How to Stand out in the Field
A bachelor's degree is acceptable for many analyst positions; however, a Master of Business Administration (MBA) degree may be preferred by employers. Many job postings will list a bachelor's degree as the minimum requirement for the position, but prefer that applicants have an MBA. While earning a high-level degree can improve your employment opportunities, the BLS also notes that having a strong understanding of geographic regions and the ability to perform in-depth analysis of a potential investment is important. Morgan Stanley, a global financial firm, writes that speaking another language and having a strong academic record may be beneficial to entering a training program.
Those already working as analysts are encouraged to become certified as CFAs (Chartered Financial Analyst). The BLS notes that certification is recommended to increase advancement opportunities. To qualify, CFA applicants need to pass a series of three exams and have a minimum of four years of relevant experience.
Other Careers to Consider
Because of the highly competitive nature of working as an investment banking analyst, you may want to look at alternative career options. With a bachelor's degree in finance or economics, you could find work in a number of business-related areas. Like investment banking analysts, budget analysts and cost estimators analyze numbers and conduct research for projects and companies. While investment banking analysts research investment opportunities, budget analysts ensure a company remains in budget and cost estimators determine the budget for a specific project.

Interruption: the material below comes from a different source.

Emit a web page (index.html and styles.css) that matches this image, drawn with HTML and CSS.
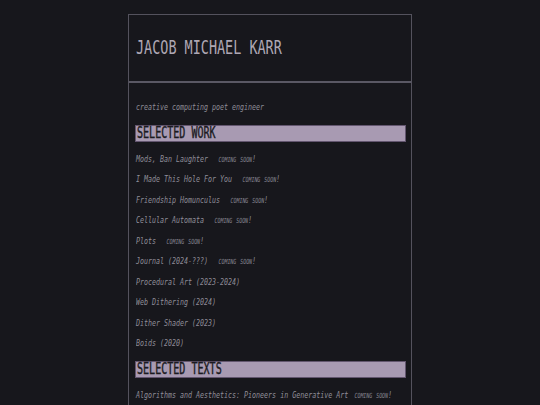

A budget analyst can find employment with private companies, non-profit organizations and government agencies. Duties include developing budgets, performing spending analysis, ensuring compliance with laws and projecting financial needs. If you want to work for a government agency, you can obtain certification through the Association of Government Accountants. According to the BLS, from 2010-2010, career opportunities for budget analysts are projected to grow ten percent. In 2011, the BLS also reported that the median annual salary for budget analysts was $69,000 per year.
Another career option is to become a cost estimator. Cost estimators work in the construction and manufacturing industries and are responsible for estimating the cost and requirements for a project. In addition to having business skills, you will also need to know how to read blueprints and use computer software to determine the cost for a project. Certification is available through numerous organizations, including the Association for the Advancement of Cost Estimating International. Cost estimators earned a median annual salary of $58,000 per year and employment opportunities were expected to increase 36% from 2010-2020, according to the BLS.